At the moment, most observers think it's unlikely that Moscow will drop a nuke, especially as dissent appears to be growing in Russia amid Western sanctions and military defeats in Ukraine.

But "because of the extreme consequences of the use of any nuclear weapon, any risk has to be taken very, very seriously," John Erath, senior policy director for the Center for Arms Control and Non-Proliferation, a U.S.-based nonprofit, told Newsweek.

"The risk of the use of a nuclear weapon is small, but it is perhaps greater than it has been at any point since the Cold War," he said.

Erath said he believes now is the time "to prevent the attacks before they happen."

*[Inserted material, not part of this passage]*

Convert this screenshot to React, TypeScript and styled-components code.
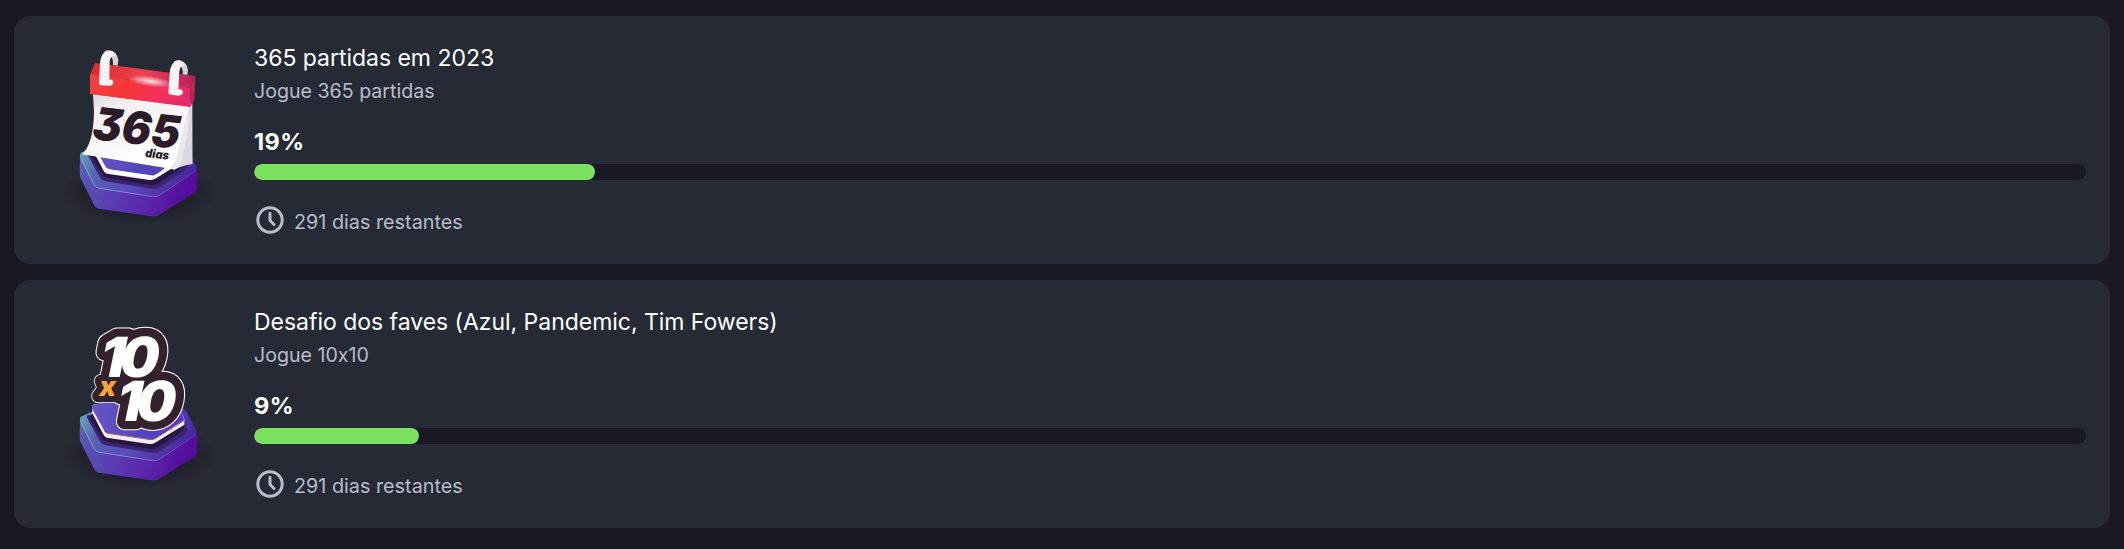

"I think it's the time for very careful messaging and very active diplomacy to make sure that the Russian government is hearing from all possible sides that it would not be a good idea to use nuclear weapons, that they will not get what they are trying to achieve through the use of nuclear weapons, and that there will be severe consequences should they go ahead and do that. In this way, we can best try to prevent any such weapon from being used," he said.

The problem is that Putin has made a threat, and "if you make a threat, you have to be prepared to follow through on it, otherwise it's worthless," Erath said. And if Putin is feeling desperate, he might get to the point of using a nuclear weapon, even if doing so won't change the situation on the battlefields in Ukraine.

Newsweek has contacted the Pentagon for comment.